▶ _Work required_:
Repeat the lines exactly from the line that contains "Give me the" through the line that contains "string; price: string;"; leave images out and add nothing.

▶ _Given records_:
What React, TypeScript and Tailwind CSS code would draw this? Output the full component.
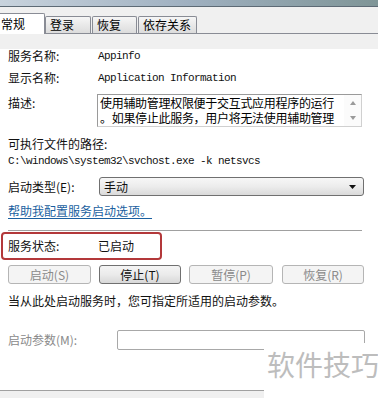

--

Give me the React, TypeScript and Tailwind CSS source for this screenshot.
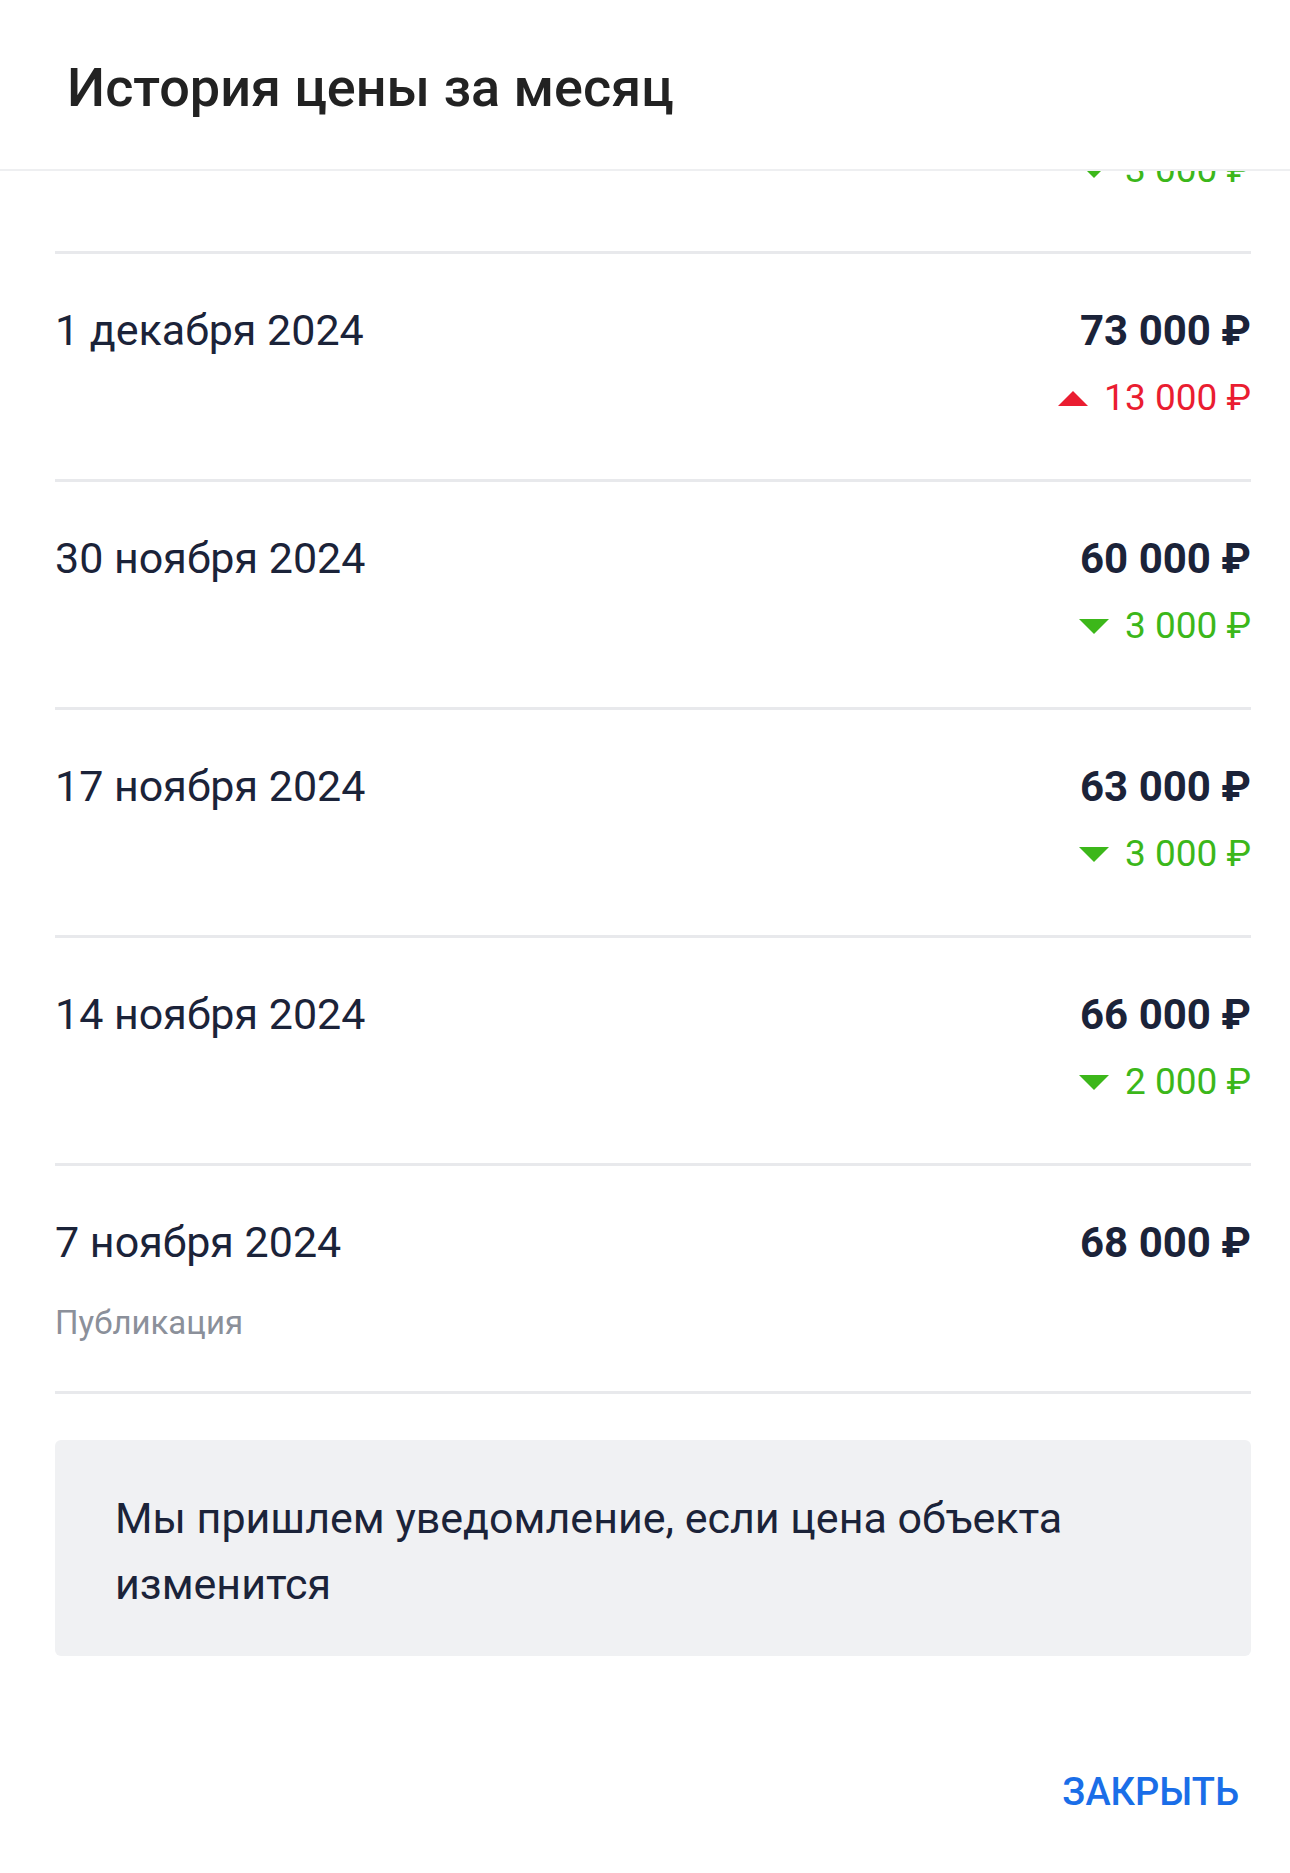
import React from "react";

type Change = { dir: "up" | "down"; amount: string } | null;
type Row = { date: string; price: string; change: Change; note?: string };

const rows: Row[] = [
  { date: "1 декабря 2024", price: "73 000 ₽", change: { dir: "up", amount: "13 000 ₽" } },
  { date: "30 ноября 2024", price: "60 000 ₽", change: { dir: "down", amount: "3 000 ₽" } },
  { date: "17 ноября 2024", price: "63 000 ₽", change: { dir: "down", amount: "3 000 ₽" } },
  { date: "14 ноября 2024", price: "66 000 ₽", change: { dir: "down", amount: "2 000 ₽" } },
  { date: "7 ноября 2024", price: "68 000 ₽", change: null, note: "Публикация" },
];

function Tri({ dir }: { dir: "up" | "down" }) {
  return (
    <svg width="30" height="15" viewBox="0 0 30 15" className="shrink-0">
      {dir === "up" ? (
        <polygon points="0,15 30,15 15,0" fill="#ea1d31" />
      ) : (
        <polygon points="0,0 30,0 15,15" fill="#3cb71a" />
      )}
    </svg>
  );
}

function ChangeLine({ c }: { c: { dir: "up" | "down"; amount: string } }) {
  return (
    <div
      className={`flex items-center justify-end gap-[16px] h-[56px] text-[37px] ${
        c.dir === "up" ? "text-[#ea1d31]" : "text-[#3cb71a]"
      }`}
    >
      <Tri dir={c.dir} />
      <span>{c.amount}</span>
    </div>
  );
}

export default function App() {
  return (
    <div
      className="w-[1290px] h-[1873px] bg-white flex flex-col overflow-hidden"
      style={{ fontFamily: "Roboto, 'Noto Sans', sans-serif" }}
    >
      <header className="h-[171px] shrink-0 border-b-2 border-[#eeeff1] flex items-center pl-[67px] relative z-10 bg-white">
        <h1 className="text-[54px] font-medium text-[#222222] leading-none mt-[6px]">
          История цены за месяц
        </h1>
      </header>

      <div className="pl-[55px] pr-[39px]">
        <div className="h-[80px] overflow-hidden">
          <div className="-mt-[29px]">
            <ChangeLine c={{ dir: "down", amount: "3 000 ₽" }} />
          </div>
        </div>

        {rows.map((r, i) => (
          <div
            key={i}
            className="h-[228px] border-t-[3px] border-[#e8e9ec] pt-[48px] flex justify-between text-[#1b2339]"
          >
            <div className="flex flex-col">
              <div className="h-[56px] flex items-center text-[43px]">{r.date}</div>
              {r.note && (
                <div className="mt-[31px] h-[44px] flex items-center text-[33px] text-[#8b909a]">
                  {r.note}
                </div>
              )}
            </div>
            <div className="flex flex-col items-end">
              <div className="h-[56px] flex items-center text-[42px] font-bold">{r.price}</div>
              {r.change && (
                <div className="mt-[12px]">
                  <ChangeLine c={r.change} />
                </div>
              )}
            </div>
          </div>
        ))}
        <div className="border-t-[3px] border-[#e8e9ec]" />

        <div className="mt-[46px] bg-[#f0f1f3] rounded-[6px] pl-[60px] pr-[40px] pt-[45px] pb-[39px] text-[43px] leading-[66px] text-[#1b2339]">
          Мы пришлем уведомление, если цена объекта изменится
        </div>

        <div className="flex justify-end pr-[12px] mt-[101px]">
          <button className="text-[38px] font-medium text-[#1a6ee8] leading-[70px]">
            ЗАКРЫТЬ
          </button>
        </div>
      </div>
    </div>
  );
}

--

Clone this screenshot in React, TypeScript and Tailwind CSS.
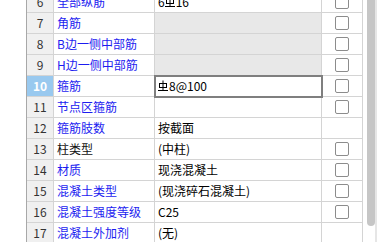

▶ _Answer to this problem_:
Give me the React, TypeScript and Tailwind CSS source for this screenshot.
import React from "react";

type Change = { dir: "up" | "down"; amount: string } | null;
type Row = { date: string; price: string; change: Change; note?: string };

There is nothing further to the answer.